YOUR TASK:
Exactly as written, quote every line that follows, skipping the images.

DATA SECTION:
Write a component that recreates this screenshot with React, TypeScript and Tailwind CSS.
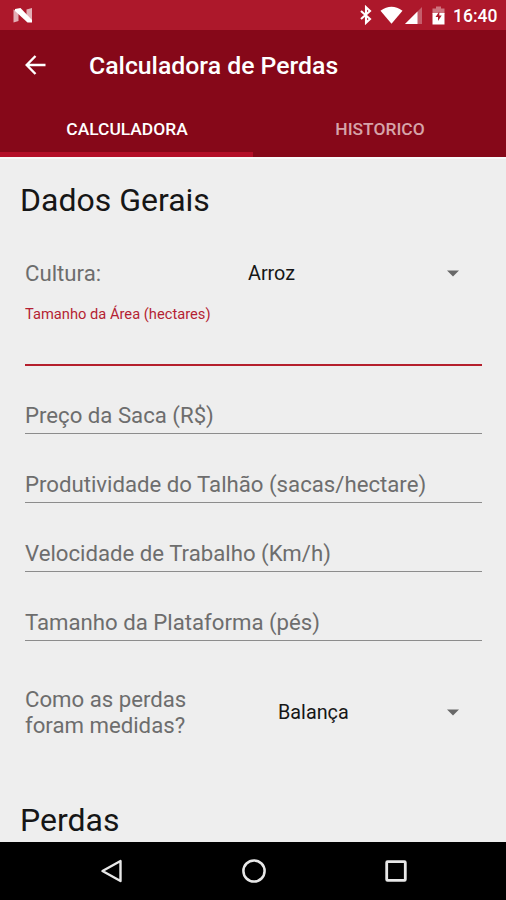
import React from "react";

interface SpinnerRowProps {
  label: React.ReactNode;
  value: string;
  className: string;
  labelClassName: string;
  valueClassName?: string;
}

const fields = [
  "Preço da Saca (R$)",
  "Produtividade do Talhão (sacas/hectare)",
  "Velocidade de Trabalho (Km/h)",
  "Tamanho da Plataforma (pés)",
];

const StatusBar = () => (
  <div className="flex h-[30px] shrink-0 items-center bg-[#ad182b] pl-3 pr-[9px] text-white">
    <svg className="h-[18px] w-[22px]" viewBox="0 0 22 18">
      <path d="M1.500 3.500v13l5-1.500V6z" fill="#fff" fillOpacity={0.65} />
      <path d="M14.500 3.500L20 2v13l-5.500-4z" fill="#fff" fillOpacity={0.65} />
      <path d="M3 3L8.500 2 20 14v2.500h-4.500L3 5z" fill="#fff" />
    </svg>
    <div className="flex-1" />
    <svg className="h-[20px] w-[13px]" viewBox="0 0 13 20">
      <path
        d="M2 6l9 8-4 3.800V2.200l4 3.800-9 8"
        fill="none"
        stroke="currentColor"
        strokeWidth={2.100}
      />
    </svg>
    <svg className="ml-[8px] h-[18px] w-[23px]" viewBox="0 0 24 18">
      <path d="M0.500 4.500Q12-3.500 23.500 4.500L12 18z" fill="currentColor" />
    </svg>
    <svg className="ml-0.5 h-[17px] w-[17px]" viewBox="0 0 17 17">
      <path d="M0 17L17 0v17z" fill="#fff" fillOpacity={0.3} />
      <path d="M0 17L12.500 4.500V17z" fill="currentColor" />
    </svg>
    <svg className="ml-[10px] h-[19px] w-[13px]" viewBox="0 0 13 19">
      <path d="M0.500 2.500H4V0.500h5v2h3.500V8H0.500z" fill="#fff" fillOpacity={0.4} />
      <path d="M0.500 7h12v11.500H0.500z" fill="currentColor" />
      <path d="M7.300 5.500L3.500 11H6v4l3.700-5.500H7.300z" fill="#ad182b" />
    </svg>
    <span className="ml-[8px] w-[44px] whitespace-nowrap pt-[2px] text-[17.500px] leading-5 font-medium">
      16:40
    </span>
  </div>
);

const SpinnerRow = ({
  label,
  value,
  className,
  labelClassName,
  valueClassName = "",
}: SpinnerRowProps) => (
  <div className={`flex items-center ${className}`}>
    <div className={`shrink-0 text-[22.200px] leading-[26px] text-[#6d6d6d] ${labelClassName}`}>
      {label}
    </div>
    <span className={`flex-1 text-[19.800px] text-[#161616] ${valueClassName}`}>{value}</span>
    <svg className="mr-[23px] h-[7px] w-[12px]" viewBox="0 0 12 7">
      <path d="M0 0.500h12L6 6.500z" fill="#686868" />
    </svg>
  </div>
);

const NavBar = () => (
  <div className="flex h-[58px] shrink-0 items-center bg-black pl-[100px] text-[#e8e8e8]">
    <svg className="h-[24px] w-[23px]" viewBox="0 0 23 24" fill="none" stroke="currentColor">
      <path d="M2.500 12L20.500 2v20z" strokeWidth={2.400} strokeLinejoin="round" />
    </svg>
    <svg className="ml-[118px] h-[26px] w-[26px]" viewBox="0 0 26 26" fill="none" stroke="currentColor">
      <circle cx={13} cy={13} r={10.600} strokeWidth={2.500} />
    </svg>
    <svg className="ml-[118px] h-[22px] w-[22px]" viewBox="0 0 22 22" fill="none" stroke="currentColor">
      <rect x={1.700} y={1.700} width={18.600} height={18.600} rx={0.800} strokeWidth={2.800} />
    </svg>
  </div>
);

export default function App() {
  return (
    <div className="flex h-[900px] w-[506px] flex-col overflow-hidden bg-[#eeeeee] font-['Roboto',sans-serif]">
      <StatusBar />

      {/* Toolbar */}
      <header className="flex h-[127px] shrink-0 flex-col bg-[#860819] text-white">
        <div className="flex h-[70px] items-center pl-[25px]">
          <svg
            className="h-[20px] w-[21px]"
            viewBox="0 0 21 20"
            fill="none"
            stroke="currentColor"
            strokeWidth={2.400}
          >
            <path d="M10.500 1L1.700 10l8.800 9M2 10h18.500" />
          </svg>
          <h1 className="ml-[43px] whitespace-nowrap pt-px text-[24.800px] font-medium">
            Calculadora de Perdas
          </h1>
        </div>

        {/* Tabs */}
        <div className="grid flex-1 grid-cols-2 text-center text-[17.400px] font-medium">
          <div className="border-b-[5px] border-[#b40f28] pt-[16px] pl-px leading-[27px]">
            CALCULADORA
          </div>
          <div className="pt-[16px] pl-px leading-[27px] text-[#d6a4a9]">HISTORICO</div>
        </div>
      </header>

      {/* Form */}
      <main className="flex-1 overflow-hidden border-t-2 border-[#f8f8f8]">
        <h2 className="mt-[21px] pl-[20px] text-[32px] leading-[40px] text-[#161616]">
          Dados Gerais
        </h2>

        <div className="pr-[24px] pl-[25px]">
          <SpinnerRow
            label="Cultura:"
            value="Arroz"
            className="mt-[39px] h-[28px]"
            labelClassName="w-[223px]"
            valueClassName="pt-[2px]"
          />

          <div className="mt-[17px] h-[62px] border-b-2 border-[#b51f2d] text-[14.700px] leading-[20px] text-[#b51f33]">
            Tamanho da Área (hectares)
          </div>

          <div className="-mt-px">
            {fields.map((field) => (
              <div
                key={field}
                className="flex h-[69px] items-end border-b border-[#8c8c8c] pb-[4px] text-[22.200px] leading-[28px] whitespace-nowrap text-[#6d6d6d]"
              >
                {field}
              </div>
            ))}
          </div>

          <SpinnerRow
            label={
              <>
                Como as perdas
                <br />
                foram medidas?
              </>
            }
            value="Balança"
            className="mt-[45px] h-[52px]"
            labelClassName="w-[253px]"
            valueClassName="pt-[2px]"
          />
        </div>

        <h2 className="mt-[62px] pl-[20px] text-[32px] leading-[40px] text-[#161616]">Perdas</h2>
      </main>

      <NavBar />
    </div>
  );
}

FINAL RESULT:
Write a component that recreates this screenshot with React, TypeScript and Tailwind CSS.
import React from "react";

interface SpinnerRowProps {
  label: React.ReactNode;
  value: string;
  className: string;
  labelClassName: string;
  valueClassName?: string;
}

const fields = [
  "Preço da Saca (R$)",
  "Produtividade do Talhão (sacas/hectare)",
  "Velocidade de Trabalho (Km/h)",
  "Tamanho da Plataforma (pés)",
];

const StatusBar = () => (
  <div className="flex h-[30px] shrink-0 items-center bg-[#ad182b] pl-3 pr-[9px] text-white">
    <svg className="h-[18px] w-[22px]" viewBox="0 0 22 18">
      <path d="M1.500 3.500v13l5-1.500V6z" fill="#fff" fillOpacity={0.65} />
      <path d="M14.500 3.500L20 2v13l-5.500-4z" fill="#fff" fillOpacity={0.65} />
      <path d="M3 3L8.500 2 20 14v2.500h-4.500L3 5z" fill="#fff" />
    </svg>
    <div className="flex-1" />
    <svg className="h-[20px] w-[13px]" viewBox="0 0 13 20">
      <path
        d="M2 6l9 8-4 3.800V2.200l4 3.800-9 8"
        fill="none"
        stroke="currentColor"
        strokeWidth={2.100}
      />
    </svg>
    <svg className="ml-[8px] h-[18px] w-[23px]" viewBox="0 0 24 18">
      <path d="M0.500 4.500Q12-3.500 23.500 4.500L12 18z" fill="currentColor" />
    </svg>
    <svg className="ml-0.5 h-[17px] w-[17px]" viewBox="0 0 17 17">
      <path d="M0 17L17 0v17z" fill="#fff" fillOpacity={0.3} />
      <path d="M0 17L12.500 4.500V17z" fill="currentColor" />
    </svg>
    <svg className="ml-[10px] h-[19px] w-[13px]" viewBox="0 0 13 19">
      <path d="M0.500 2.500H4V0.500h5v2h3.500V8H0.500z" fill="#fff" fillOpacity={0.4} />
      <path d="M0.500 7h12v11.500H0.500z" fill="currentColor" />
      <path d="M7.300 5.500L3.500 11H6v4l3.700-5.500H7.300z" fill="#ad182b" />
    </svg>
    <span className="ml-[8px] w-[44px] whitespace-nowrap pt-[2px] text-[17.500px] leading-5 font-medium">
      16:40
    </span>
  </div>
);

const SpinnerRow = ({
  label,
  value,
  className,
  labelClassName,
  valueClassName = "",
}: SpinnerRowProps) => (
  <div className={`flex items-center ${className}`}>
    <div className={`shrink-0 text-[22.200px] leading-[26px] text-[#6d6d6d] ${labelClassName}`}>
      {label}
    </div>
    <span className={`flex-1 text-[19.800px] text-[#161616] ${valueClassName}`}>{value}</span>
    <svg className="mr-[23px] h-[7px] w-[12px]" viewBox="0 0 12 7">
      <path d="M0 0.500h12L6 6.500z" fill="#686868" />
    </svg>
  </div>
);

const NavBar = () => (
  <div className="flex h-[58px] shrink-0 items-center bg-black pl-[100px] text-[#e8e8e8]">
    <svg className="h-[24px] w-[23px]" viewBox="0 0 23 24" fill="none" stroke="currentColor">
      <path d="M2.500 12L20.500 2v20z" strokeWidth={2.400} strokeLinejoin="round" />
    </svg>
    <svg className="ml-[118px] h-[26px] w-[26px]" viewBox="0 0 26 26" fill="none" stroke="currentColor">
      <circle cx={13} cy={13} r={10.600} strokeWidth={2.500} />
    </svg>
    <svg className="ml-[118px] h-[22px] w-[22px]" viewBox="0 0 22 22" fill="none" stroke="currentColor">
      <rect x={1.700} y={1.700} width={18.600} height={18.600} rx={0.800} strokeWidth={2.800} />
    </svg>
  </div>
);

export default function App() {
  return (
    <div className="flex h-[900px] w-[506px] flex-col overflow-hidden bg-[#eeeeee] font-['Roboto',sans-serif]">
      <StatusBar />

      {/* Toolbar */}
      <header className="flex h-[127px] shrink-0 flex-col bg-[#860819] text-white">
        <div className="flex h-[70px] items-center pl-[25px]">
          <svg
            className="h-[20px] w-[21px]"
            viewBox="0 0 21 20"
            fill="none"
            stroke="currentColor"
            strokeWidth={2.400}
          >
            <path d="M10.500 1L1.700 10l8.800 9M2 10h18.500" />
          </svg>
          <h1 className="ml-[43px] whitespace-nowrap pt-px text-[24.800px] font-medium">
            Calculadora de Perdas
          </h1>
        </div>

        {/* Tabs */}
        <div className="grid flex-1 grid-cols-2 text-center text-[17.400px] font-medium">
          <div className="border-b-[5px] border-[#b40f28] pt-[16px] pl-px leading-[27px]">
            CALCULADORA
          </div>
          <div className="pt-[16px] pl-px leading-[27px] text-[#d6a4a9]">HISTORICO</div>
        </div>
      </header>

      {/* Form */}
      <main className="flex-1 overflow-hidden border-t-2 border-[#f8f8f8]">
        <h2 className="mt-[21px] pl-[20px] text-[32px] leading-[40px] text-[#161616]">
          Dados Gerais
        </h2>

        <div className="pr-[24px] pl-[25px]">
          <SpinnerRow
            label="Cultura:"
            value="Arroz"
            className="mt-[39px] h-[28px]"
            labelClassName="w-[223px]"
            valueClassName="pt-[2px]"
          />

          <div className="mt-[17px] h-[62px] border-b-2 border-[#b51f2d] text-[14.700px] leading-[20px] text-[#b51f33]">
            Tamanho da Área (hectares)
          </div>

          <div className="-mt-px">
            {fields.map((field) => (
              <div
                key={field}
                className="flex h-[69px] items-end border-b border-[#8c8c8c] pb-[4px] text-[22.200px] leading-[28px] whitespace-nowrap text-[#6d6d6d]"
              >
                {field}
              </div>
            ))}
          </div>

          <SpinnerRow
            label={
              <>
                Como as perdas
                <br />
                foram medidas?
              </>
            }
            value="Balança"
            className="mt-[45px] h-[52px]"
            labelClassName="w-[253px]"
            valueClassName="pt-[2px]"
          />
        </div>

        <h2 className="mt-[62px] pl-[20px] text-[32px] leading-[40px] text-[#161616]">Perdas</h2>
      </main>

      <NavBar />
    </div>
  );
}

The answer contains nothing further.